November 6, 2019

Chiricauhua

Ben Schoenburg
Chiricauhua Mountains, AZ 
October 25th, 2019

“It is not enough to see that a garden is beautiful without having to believe that there are fairies [or gabions] at the bottom of it?” –Hitchhikers Guide to the Galaxy, 1979.
My arrival to the Chiricuahua Mountains did not start well. In less than five minutes of being outside of the van I found myself back inside it, swearing in pain and laughing at my pitiful situation. In my awestruck stumbling I had stepped on a ground hornet nest and swiftly received a bombardment of stings that sent me scrambling for refuge. I eventually left the safe haven of Van 1041 and spent the next week where I had left off, wandering and being humbled, although this time I looked where I stepped.
The next morning we went hiking with the owner of the ranch we were staying at. She took off at a blazing pace, telling those who could keep up with her about the project she started 40 years ago to curtail the erosion that had cut deep into the hillsides. She described how initially the plan she had to build a system of rock piles known as ‘check dams’ or ‘gabions’ to slow the water down was dismissed as impossible by experts given the speed and ferocity of the floodwater. And for the first years they were mostly right, the damns in the eroded areas blew out time and time again.

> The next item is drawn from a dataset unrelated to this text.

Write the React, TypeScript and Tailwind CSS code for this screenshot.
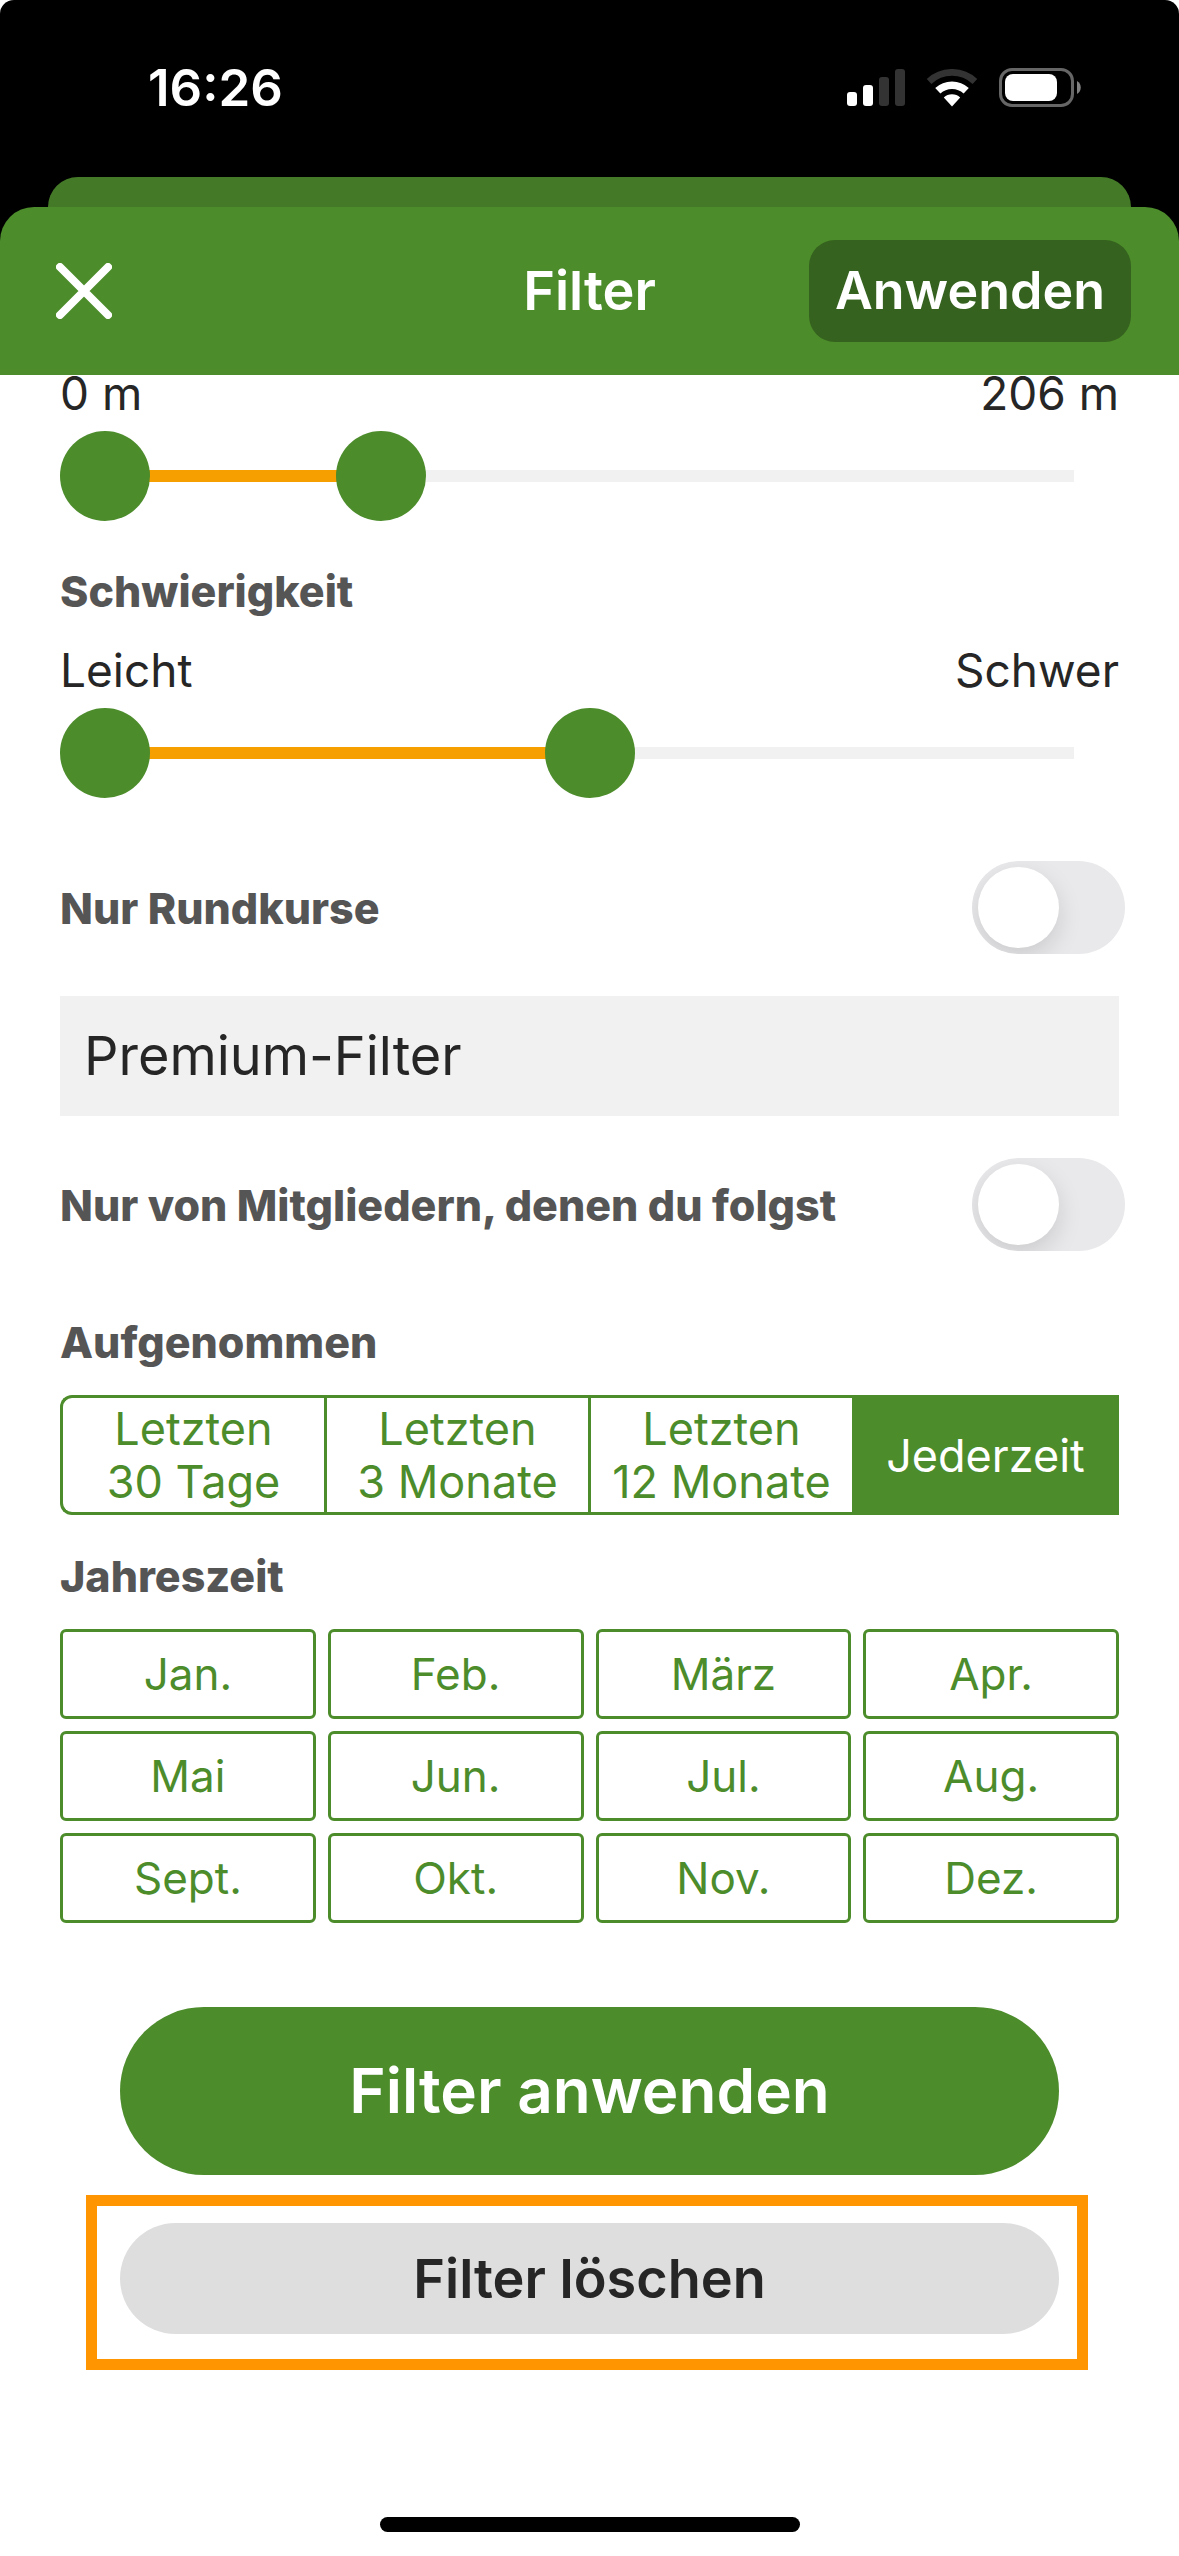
import React, { useState } from 'react';

const PERIODS = [
  ['Letzten', '30 Tage'],
  ['Letzten', '3 Monate'],
  ['Letzten', '12 Monate'],
  ['Jederzeit']
];

const MONTHS = ['Jan.', 'Feb.', 'März', 'Apr.', 'Mai', 'Jun.', 'Jul.', 'Aug.', 'Sept.', 'Okt.', 'Nov.', 'Dez.'];

const StatusBar: React.FC = () => (
  <div className="flex h-[177px] items-start justify-between pt-[62px] pr-[98px] pl-[148px]">
    <span className="text-[51px] leading-[52px] font-semibold text-white">16:26</span>
    <div className="flex items-center gap-[21px] pt-[6px]">
      <svg width="58" height="38" viewBox="0 0 58 38" fill="#fff" aria-hidden="true">
        <rect x="0" y="23" width="10" height="14" rx="3" />
        <rect x="16" y="16" width="10" height="21" rx="3" />
        <rect x="32" y="8" width="10" height="29" rx="3" fill="#333" />
        <rect x="48" y="0" width="10" height="37" rx="3" fill="#333" />
      </svg>
      <svg width="52" height="38" viewBox="0 0 52 38" fill="none" aria-hidden="true">
        <path d="M3.1 12.4A33.6 33.6 0 0 1 48.9 12.4" stroke="#333" strokeWidth="6.8" />
        <path d="M11.8 21.8A20.8 20.8 0 0 1 40.2 21.8" stroke="#fff" strokeWidth="7.6" />
        <path d="M26 37.5L17.8 28.6A12 12 0 0 1 34.2 28.6Z" fill="#fff" />
      </svg>
      <svg width="82" height="40" viewBox="0 0 82 40" fill="none" aria-hidden="true">
        <rect x="1.5" y="1.5" width="72" height="36" rx="11.5" stroke="#666" strokeWidth="3" />
        <rect x="6" y="6" width="52" height="27" rx="8" fill="#fff" />
        <path d="M78 13C83 15.5 83 23.5 78 26Z" fill="#808080" />
      </svg>
    </div>
  </div>
);

interface RangeFilterProps {
  name: string;
  max: number;
  initialTo: number;
  fromLabel: string;
  toLabel: (value: number) => string;
}

const thumbClasses =
  'pointer-events-none absolute inset-0 m-0 h-[90px] w-full appearance-none bg-transparent [&::-webkit-slider-thumb]:pointer-events-auto [&::-webkit-slider-thumb]:size-[90px] [&::-webkit-slider-thumb]:appearance-none [&::-webkit-slider-thumb]:rounded-full [&::-webkit-slider-thumb]:bg-[#4c8c2b]';

const RangeFilter: React.FC<RangeFilterProps> = ({ name, max, initialTo, fromLabel, toLabel }) => {
  const [from, setFrom] = useState(0);
  const [to, setTo] = useState(initialTo);

  return (
    <div className="flex flex-col gap-5">
      <div className="flex justify-between text-[46px] leading-9 text-[#262626]">
        <span>{fromLabel}</span>
        <span>{toLabel(to)}</span>
      </div>
      <div className="relative flex h-[90px] items-center px-[45px]">
        <div className="h-3 w-full bg-[#f1f1f1]">
          <div
            className="h-full bg-[#f59f00]"
            style={{ marginLeft: `${(from / max) * 100}%`, width: `${((to - from) / max) * 100}%` }}
          />
        </div>
        <input
          type="range"
          aria-label={`${name} von`}
          min={0}
          max={max}
          value={from}
          onChange={(e) => setFrom(Math.min(Number(e.target.value), to))}
          className={thumbClasses}
        />
        <input
          type="range"
          aria-label={`${name} bis`}
          min={0}
          max={max}
          value={to}
          onChange={(e) => setTo(Math.max(Number(e.target.value), from))}
          className={thumbClasses}
        />
      </div>
    </div>
  );
};

const ToggleRow: React.FC<{ label: string }> = ({ label }) => (
  <label className="-mr-[6px] flex items-center justify-between text-[43px] leading-[48px] font-extrabold text-[#555]">
    {label}
    <input
      type="checkbox"
      role="switch"
      className="flex h-[93px] w-[153px] shrink-0 appearance-none items-center overflow-hidden rounded-full bg-[#e9e9eb] px-[6px] before:size-[81px] before:rounded-full before:bg-white before:shadow-[0_9px_24px_rgba(0,0,0,0.13)] checked:justify-end checked:bg-[#4c8c2b]"
    />
  </label>
);

const App: React.FC = () => {
  const [period, setPeriod] = useState('Jederzeit');

  return (
    <div className="flex min-h-screen flex-col bg-white font-['Inter','Liberation_Sans',sans-serif]">
      <div className="rounded-t-[14px] bg-black">
        <StatusBar />
        {/* Edge of the page lying behind the sheet */}
        <div className="mx-12 h-[30px] rounded-t-[30px] bg-[#447a27]" />
        <header className="grid h-[168px] grid-cols-[1fr_auto_1fr] items-center rounded-t-[34px] bg-[#4c8c2b] px-12 text-white">
          <button type="button" aria-label="Schließen" className="justify-self-start p-2">
            <svg width="56" height="56" viewBox="0 0 56 56" stroke="#fff" strokeWidth="8" strokeLinecap="round" aria-hidden="true">
              <path d="M4 4L52 52M52 4L4 52" />
            </svg>
          </button>
          <h1 className="text-[54px] leading-[60px] font-semibold">Filter</h1>
          <button
            type="button"
            className="h-[102px] justify-self-end rounded-[26px] bg-[#35621e] px-[26px] text-[52px] leading-[60px] font-semibold"
          >
            Anwenden
          </button>
        </header>
      </div>

      <main className="flex flex-col px-[60px]">
        <RangeFilter name="Höhenmeter" max={723} initialTo={206} fromLabel="0 m" toLabel={(value) => `${value} m`} />

        <h2 className="mt-[46px] mb-[37px] text-[43px] leading-[48px] font-extrabold text-[#555]">Schwierigkeit</h2>
        <RangeFilter name="Schwierigkeit" max={4} initialTo={2} fromLabel="Leicht" toLabel={() => 'Schwer'} />

        <div className="mt-[63px] flex flex-col gap-[42px]">
          <ToggleRow label="Nur Rundkurse" />
          <h2 className="bg-[#f1f1f1] px-6 py-[30px] text-[54px] leading-[60px] text-[#262626]">Premium-Filter</h2>
          <ToggleRow label="Nur von Mitgliedern, denen du folgst" />
        </div>

        <fieldset className="mt-[67px]">
          <legend className="mb-[29px] text-[43px] leading-[48px] font-extrabold text-[#555]">Aufgenommen</legend>
          <div className="grid h-[120px] grid-cols-4 overflow-hidden rounded-l-xl border-[3px] border-r-0 border-[#4c8c2b] text-[45px] leading-[53px] text-[#4c8c2b]">
            {PERIODS.map((lines) => {
              const value = lines.join(' ');
              return (
                <label
                  key={value}
                  className="flex flex-col items-center justify-center border-r-[3px] border-[#4c8c2b] whitespace-nowrap has-checked:bg-[#4c8c2b] has-checked:text-white"
                >
                  <input
                    type="radio"
                    name="period"
                    value={value}
                    checked={period === value}
                    onChange={() => setPeriod(value)}
                    className="sr-only"
                  />
                  {lines.map((line) => (
                    <span key={line}>{line}</span>
                  ))}
                </label>
              );
            })}
          </div>
        </fieldset>

        <fieldset className="mt-[37px]">
          <legend className="mb-[29px] text-[43px] leading-[48px] font-extrabold text-[#555]">Jahreszeit</legend>
          <div className="grid grid-cols-4 gap-3">
            {MONTHS.map((month) => (
              <label
                key={month}
                className="flex h-[90px] items-center justify-center rounded-md border-[3px] border-[#4c8c2b] text-[44px] leading-[53px] text-[#4c8c2b] has-checked:bg-[#4c8c2b] has-checked:text-white"
              >
                <input type="checkbox" name="month" value={month} className="sr-only" />
                {month}
              </label>
            ))}
          </div>
        </fieldset>

        <button
          type="button"
          className="mx-[60px] mt-[84px] h-[168px] rounded-full bg-[#4c8c2b] text-[62px] leading-[72px] font-semibold text-white"
        >
          Filter anwenden
        </button>
        <div className="mt-5 mr-[31px] ml-[26px] border-[11px] border-[#ff9500] pt-[17px] pr-[18px] pb-[25px] pl-[23px]">
          <button
            type="button"
            className="h-[111px] w-full rounded-full bg-[#dedede] text-[54px] leading-[60px] font-semibold text-[#262626]"
          >
            Filter löschen
          </button>
        </div>
      </main>

      {/* Home indicator */}
      <div className="mt-auto mb-6 h-[15px] w-[420px] self-center rounded-full bg-black" />
    </div>
  );
};

export default App;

The owner told us how she kept rebuilding them as well as continually expanding the reach of the water harvesting system. After a while, the check dams began to hold, collecting the sediment that the water dropped as it slowed down creating a substrate for plants to establish themselves. The sub-surface water also increased, as the mat of vegetation and soil conducted water into the ground.
 I stood in a lush grove of Arizona White Oaks listening to our host talk to us about the near magical effects that the gabion system had on the land. But I scratched my head. “Your telling me these grassy meadows and shady groves where mostly patches of rock?” I asked incredulously. She patiently walked me to a place she had intentionally left bare so that neigh-sayers and poo-pooers such as myself might see with their own eyes what it had looked like before. I must say I was more than a little chagrinned to see a stream that had cut down to the bedrock and looked more like a waterslide than the other herbage-filled streams. In my defense, the success of the rock check dams was so drastic that they literally buried themselves in soil and vegetation. In some places rock piles four or five feet tall were barely poking up through all of the deposited sand and soil. I had to admit to myself that I had been mistaken, but I couldn’t quite let it go. “Well” I said, gesturing to a small drainage way up on a hillside “what about up there? Are there any gabions all the way at the top?” My patient and gracious host smiled, and said “why don’t you go see?” Game on, I thought and took off up the hill to find where the gabions ended. Soon the terrain became, steep, and I mean STEEP. Despite the punishing angle I was practically crawling up, I carried on, with determination to prove my theory and the willful denial that, at some point, I would have to find my way down. Looking up the hill I imagined an area where there were no gabions, but each time I crested a rise, there would be one there mocking me. The higher and higher I went the more certain I was that I would find the place where the gabions ended. When I got to the top of the ridge I felt elated that I had actually made it, but then quickly realized that I had been proven wrong. As I turned to head back down I looked out across the valley the green ribbons of drainages and perennial streams and thought to myself “damn all of those probably have check dams in them too.”